WORK TO DO — Collect each line of the records containing the string "index".

DATA ROWS —
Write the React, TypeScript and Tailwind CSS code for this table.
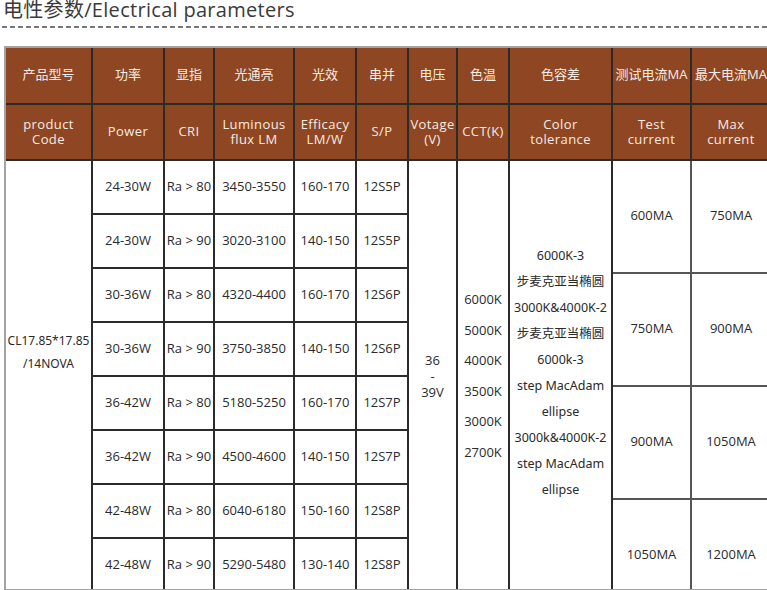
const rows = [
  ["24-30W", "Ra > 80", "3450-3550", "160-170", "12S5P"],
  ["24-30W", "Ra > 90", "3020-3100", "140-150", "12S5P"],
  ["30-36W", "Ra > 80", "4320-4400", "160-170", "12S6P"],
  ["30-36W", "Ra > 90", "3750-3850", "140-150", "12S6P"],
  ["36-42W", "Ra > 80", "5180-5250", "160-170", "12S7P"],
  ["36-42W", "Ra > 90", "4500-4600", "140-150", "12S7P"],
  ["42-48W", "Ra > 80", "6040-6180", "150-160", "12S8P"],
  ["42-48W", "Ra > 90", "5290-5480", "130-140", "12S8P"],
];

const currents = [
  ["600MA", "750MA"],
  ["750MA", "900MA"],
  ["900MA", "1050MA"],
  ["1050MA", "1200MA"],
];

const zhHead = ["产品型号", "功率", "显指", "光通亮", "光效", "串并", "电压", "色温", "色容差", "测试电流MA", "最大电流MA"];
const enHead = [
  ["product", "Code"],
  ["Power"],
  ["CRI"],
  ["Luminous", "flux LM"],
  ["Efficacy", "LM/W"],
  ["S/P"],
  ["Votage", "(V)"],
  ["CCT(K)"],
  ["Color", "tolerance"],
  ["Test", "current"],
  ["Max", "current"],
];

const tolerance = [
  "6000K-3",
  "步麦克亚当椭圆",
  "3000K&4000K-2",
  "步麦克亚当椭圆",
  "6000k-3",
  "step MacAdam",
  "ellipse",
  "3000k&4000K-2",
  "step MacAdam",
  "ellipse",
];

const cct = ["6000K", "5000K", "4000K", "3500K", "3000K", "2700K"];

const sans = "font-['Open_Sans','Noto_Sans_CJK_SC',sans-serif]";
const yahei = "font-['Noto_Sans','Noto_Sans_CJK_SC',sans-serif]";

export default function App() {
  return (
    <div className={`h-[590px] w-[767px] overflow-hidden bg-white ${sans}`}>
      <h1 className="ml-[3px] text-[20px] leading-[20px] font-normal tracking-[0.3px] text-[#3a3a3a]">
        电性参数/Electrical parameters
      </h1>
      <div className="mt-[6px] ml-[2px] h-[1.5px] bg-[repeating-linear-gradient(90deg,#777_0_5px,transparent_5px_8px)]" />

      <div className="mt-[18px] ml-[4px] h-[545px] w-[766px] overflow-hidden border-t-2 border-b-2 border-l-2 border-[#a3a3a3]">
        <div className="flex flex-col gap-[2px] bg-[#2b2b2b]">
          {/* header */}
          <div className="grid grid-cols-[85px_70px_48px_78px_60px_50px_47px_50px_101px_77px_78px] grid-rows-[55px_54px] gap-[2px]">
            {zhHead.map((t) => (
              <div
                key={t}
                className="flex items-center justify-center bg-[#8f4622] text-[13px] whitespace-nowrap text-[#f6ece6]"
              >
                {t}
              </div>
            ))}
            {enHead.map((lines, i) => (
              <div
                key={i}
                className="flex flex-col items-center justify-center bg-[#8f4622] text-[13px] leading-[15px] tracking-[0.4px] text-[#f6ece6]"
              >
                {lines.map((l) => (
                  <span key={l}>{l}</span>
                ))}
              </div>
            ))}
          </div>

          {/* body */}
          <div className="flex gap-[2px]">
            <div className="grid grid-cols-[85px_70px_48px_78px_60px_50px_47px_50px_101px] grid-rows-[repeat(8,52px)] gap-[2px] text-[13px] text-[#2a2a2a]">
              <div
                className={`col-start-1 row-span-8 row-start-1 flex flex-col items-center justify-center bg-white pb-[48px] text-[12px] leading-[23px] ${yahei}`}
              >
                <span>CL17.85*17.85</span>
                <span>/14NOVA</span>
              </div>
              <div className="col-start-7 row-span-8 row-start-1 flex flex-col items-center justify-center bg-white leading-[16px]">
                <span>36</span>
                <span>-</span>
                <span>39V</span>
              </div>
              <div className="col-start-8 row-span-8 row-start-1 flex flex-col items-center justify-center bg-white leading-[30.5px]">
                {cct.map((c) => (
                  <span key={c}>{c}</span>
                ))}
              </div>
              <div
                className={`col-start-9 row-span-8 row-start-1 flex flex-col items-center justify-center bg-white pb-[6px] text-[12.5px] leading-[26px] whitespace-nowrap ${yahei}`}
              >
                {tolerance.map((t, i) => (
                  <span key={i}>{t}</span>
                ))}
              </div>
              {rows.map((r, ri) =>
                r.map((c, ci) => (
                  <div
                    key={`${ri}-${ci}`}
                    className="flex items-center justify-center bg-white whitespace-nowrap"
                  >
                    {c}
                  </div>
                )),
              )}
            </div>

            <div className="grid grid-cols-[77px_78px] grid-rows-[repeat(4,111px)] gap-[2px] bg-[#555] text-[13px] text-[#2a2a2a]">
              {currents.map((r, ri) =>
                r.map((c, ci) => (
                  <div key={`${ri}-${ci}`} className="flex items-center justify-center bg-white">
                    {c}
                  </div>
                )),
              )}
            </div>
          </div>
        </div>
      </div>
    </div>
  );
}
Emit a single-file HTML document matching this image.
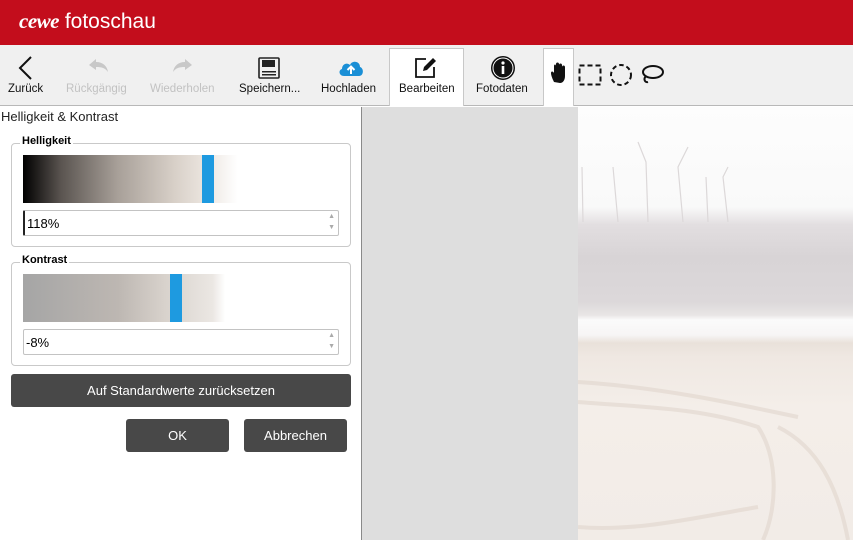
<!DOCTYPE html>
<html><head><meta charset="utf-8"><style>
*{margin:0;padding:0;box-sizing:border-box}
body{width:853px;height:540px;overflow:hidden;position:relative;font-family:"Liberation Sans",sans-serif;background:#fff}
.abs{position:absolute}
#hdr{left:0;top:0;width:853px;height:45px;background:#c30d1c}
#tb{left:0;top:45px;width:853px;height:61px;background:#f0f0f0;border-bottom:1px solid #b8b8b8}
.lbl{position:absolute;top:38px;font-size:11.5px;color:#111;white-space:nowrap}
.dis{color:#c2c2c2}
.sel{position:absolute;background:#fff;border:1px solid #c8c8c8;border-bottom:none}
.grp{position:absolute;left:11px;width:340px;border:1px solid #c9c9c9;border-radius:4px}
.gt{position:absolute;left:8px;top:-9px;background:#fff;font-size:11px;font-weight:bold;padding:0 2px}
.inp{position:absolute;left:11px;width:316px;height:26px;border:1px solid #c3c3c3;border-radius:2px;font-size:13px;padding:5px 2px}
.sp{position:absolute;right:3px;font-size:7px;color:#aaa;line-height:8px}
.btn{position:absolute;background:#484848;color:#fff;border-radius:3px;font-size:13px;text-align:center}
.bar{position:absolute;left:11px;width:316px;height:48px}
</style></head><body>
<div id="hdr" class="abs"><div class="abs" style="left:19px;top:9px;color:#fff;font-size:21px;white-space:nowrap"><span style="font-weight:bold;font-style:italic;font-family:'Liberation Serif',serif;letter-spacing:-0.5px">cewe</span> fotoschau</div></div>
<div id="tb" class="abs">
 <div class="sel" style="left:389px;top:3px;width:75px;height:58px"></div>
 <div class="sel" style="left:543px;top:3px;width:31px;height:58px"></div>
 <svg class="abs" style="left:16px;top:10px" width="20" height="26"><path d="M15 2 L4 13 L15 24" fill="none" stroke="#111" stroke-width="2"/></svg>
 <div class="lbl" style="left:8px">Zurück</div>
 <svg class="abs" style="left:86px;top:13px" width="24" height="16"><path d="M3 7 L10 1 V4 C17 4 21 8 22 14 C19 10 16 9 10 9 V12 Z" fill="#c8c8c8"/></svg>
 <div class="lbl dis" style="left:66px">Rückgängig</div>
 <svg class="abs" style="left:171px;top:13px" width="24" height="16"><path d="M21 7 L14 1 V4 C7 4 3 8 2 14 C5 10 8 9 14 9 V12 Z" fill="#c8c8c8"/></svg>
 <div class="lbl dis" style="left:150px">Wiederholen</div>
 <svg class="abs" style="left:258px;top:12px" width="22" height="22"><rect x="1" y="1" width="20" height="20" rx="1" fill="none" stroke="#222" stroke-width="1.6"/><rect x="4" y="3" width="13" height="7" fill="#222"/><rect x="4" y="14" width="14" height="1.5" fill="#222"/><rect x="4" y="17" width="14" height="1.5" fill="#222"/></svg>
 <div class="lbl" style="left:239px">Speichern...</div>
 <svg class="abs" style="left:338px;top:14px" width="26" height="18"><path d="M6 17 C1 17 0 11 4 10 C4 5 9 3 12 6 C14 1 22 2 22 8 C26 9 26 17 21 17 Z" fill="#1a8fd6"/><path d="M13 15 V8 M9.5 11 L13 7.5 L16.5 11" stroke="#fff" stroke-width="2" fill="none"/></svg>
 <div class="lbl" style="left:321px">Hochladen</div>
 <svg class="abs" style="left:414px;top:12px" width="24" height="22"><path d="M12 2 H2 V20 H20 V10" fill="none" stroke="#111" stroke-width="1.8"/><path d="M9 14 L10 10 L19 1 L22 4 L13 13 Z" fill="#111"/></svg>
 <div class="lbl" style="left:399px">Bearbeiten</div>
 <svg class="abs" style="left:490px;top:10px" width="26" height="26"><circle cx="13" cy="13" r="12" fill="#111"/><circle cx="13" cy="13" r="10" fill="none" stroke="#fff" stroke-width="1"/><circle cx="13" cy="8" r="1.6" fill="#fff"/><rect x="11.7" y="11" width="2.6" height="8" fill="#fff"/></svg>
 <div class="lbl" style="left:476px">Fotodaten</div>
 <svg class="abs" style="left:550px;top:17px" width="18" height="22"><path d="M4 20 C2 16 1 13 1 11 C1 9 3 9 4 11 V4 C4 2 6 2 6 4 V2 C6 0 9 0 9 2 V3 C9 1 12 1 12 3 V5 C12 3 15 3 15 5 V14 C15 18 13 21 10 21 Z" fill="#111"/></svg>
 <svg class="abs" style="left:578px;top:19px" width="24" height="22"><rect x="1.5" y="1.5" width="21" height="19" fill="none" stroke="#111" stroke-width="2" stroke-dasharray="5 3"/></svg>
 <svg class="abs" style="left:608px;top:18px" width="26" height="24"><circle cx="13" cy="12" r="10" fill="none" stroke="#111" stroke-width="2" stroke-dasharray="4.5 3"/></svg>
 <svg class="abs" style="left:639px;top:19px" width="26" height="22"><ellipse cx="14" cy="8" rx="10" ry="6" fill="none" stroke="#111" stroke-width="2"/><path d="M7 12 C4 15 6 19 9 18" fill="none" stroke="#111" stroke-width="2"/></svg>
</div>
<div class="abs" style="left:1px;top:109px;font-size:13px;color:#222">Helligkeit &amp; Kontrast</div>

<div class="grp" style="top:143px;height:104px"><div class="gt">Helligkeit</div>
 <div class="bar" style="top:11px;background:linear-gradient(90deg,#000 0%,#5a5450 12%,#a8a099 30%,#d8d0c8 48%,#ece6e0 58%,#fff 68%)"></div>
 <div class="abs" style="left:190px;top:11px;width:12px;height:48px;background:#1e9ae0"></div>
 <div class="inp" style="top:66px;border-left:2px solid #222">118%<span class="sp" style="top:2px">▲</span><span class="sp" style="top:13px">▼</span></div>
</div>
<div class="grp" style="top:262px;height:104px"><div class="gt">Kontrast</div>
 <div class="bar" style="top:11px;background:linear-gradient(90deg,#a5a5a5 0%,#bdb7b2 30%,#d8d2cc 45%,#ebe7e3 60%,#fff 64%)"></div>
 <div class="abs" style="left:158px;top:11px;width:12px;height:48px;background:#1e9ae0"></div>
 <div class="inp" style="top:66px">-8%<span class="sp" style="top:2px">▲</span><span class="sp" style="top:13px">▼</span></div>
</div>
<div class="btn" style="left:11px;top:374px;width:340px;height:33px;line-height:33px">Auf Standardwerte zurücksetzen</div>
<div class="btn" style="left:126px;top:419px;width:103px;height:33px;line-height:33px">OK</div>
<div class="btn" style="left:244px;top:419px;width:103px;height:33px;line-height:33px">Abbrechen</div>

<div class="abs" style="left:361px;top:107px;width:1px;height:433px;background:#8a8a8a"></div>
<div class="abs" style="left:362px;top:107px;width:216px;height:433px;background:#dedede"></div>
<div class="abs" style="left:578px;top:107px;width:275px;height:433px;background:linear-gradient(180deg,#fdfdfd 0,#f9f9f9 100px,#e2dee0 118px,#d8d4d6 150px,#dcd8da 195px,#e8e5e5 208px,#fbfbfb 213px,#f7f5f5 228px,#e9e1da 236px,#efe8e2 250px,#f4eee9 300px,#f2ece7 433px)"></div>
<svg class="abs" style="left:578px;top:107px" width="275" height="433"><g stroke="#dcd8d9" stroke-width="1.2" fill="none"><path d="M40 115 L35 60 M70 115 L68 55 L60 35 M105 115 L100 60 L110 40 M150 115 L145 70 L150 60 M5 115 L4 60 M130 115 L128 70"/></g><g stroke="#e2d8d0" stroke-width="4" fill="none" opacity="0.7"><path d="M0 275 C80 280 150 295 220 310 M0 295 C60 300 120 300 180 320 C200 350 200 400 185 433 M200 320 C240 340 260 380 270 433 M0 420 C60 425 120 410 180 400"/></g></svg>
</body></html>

...

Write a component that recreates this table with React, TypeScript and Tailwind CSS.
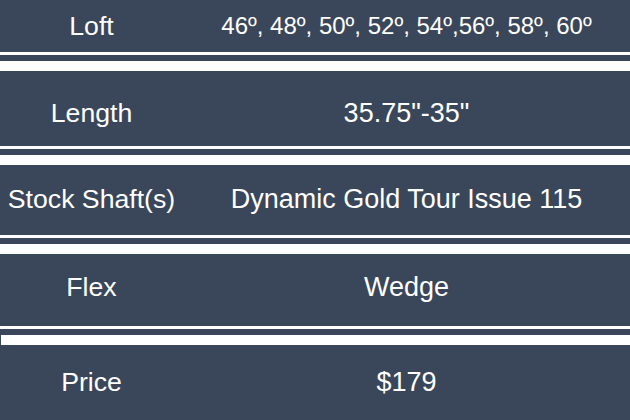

--

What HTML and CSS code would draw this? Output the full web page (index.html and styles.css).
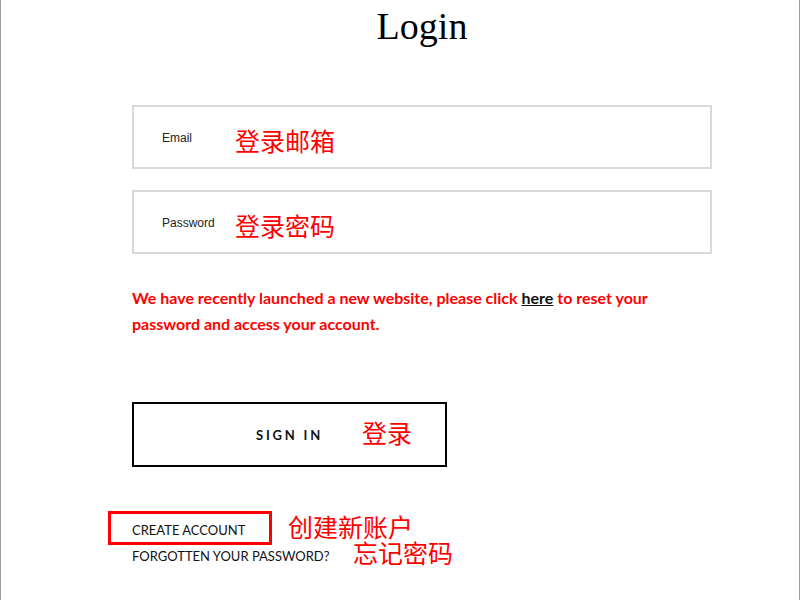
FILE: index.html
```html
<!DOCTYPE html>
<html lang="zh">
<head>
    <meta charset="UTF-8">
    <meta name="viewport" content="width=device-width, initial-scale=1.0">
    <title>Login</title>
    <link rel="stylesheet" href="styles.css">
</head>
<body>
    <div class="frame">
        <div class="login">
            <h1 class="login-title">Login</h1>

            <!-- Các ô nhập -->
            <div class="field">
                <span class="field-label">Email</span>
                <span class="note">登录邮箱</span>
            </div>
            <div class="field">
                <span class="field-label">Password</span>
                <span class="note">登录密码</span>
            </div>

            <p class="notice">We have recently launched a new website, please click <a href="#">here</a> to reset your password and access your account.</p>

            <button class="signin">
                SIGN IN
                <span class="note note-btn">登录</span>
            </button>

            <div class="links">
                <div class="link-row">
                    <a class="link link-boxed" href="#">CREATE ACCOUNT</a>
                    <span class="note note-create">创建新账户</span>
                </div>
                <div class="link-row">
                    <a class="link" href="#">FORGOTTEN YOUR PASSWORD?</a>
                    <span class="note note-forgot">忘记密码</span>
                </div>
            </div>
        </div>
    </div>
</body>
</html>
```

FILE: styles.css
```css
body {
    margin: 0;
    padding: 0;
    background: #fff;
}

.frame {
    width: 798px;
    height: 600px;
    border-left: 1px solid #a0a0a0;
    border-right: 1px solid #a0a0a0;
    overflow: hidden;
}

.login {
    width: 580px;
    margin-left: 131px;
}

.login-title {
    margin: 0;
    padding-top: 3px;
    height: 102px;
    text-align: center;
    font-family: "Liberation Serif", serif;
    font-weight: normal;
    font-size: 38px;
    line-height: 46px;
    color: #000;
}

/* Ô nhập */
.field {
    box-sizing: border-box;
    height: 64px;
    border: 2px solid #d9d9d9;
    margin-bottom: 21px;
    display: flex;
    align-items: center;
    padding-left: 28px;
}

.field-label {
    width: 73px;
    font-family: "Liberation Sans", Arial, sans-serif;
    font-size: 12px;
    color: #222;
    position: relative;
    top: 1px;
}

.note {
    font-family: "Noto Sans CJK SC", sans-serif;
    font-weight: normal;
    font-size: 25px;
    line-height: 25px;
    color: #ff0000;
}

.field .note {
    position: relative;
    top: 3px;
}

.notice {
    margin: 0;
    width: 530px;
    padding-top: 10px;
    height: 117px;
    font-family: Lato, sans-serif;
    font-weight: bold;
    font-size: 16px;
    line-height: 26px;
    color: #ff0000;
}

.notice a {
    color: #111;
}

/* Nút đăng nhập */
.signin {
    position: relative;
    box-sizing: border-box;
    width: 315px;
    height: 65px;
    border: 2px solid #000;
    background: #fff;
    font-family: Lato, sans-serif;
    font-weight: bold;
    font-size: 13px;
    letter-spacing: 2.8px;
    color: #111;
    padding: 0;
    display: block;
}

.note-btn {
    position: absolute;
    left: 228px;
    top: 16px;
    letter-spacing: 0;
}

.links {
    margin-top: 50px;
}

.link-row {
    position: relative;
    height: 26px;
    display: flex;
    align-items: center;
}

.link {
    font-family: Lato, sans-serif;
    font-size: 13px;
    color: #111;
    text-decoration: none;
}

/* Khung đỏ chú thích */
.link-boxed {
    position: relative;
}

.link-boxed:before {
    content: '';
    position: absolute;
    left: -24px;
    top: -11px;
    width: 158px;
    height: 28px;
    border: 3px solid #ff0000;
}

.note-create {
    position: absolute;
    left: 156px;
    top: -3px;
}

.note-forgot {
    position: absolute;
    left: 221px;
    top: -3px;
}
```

TASK ANSWER —
What HTML and CSS code would draw this? Output the full web page (index.html and styles.css).
FILE: index.html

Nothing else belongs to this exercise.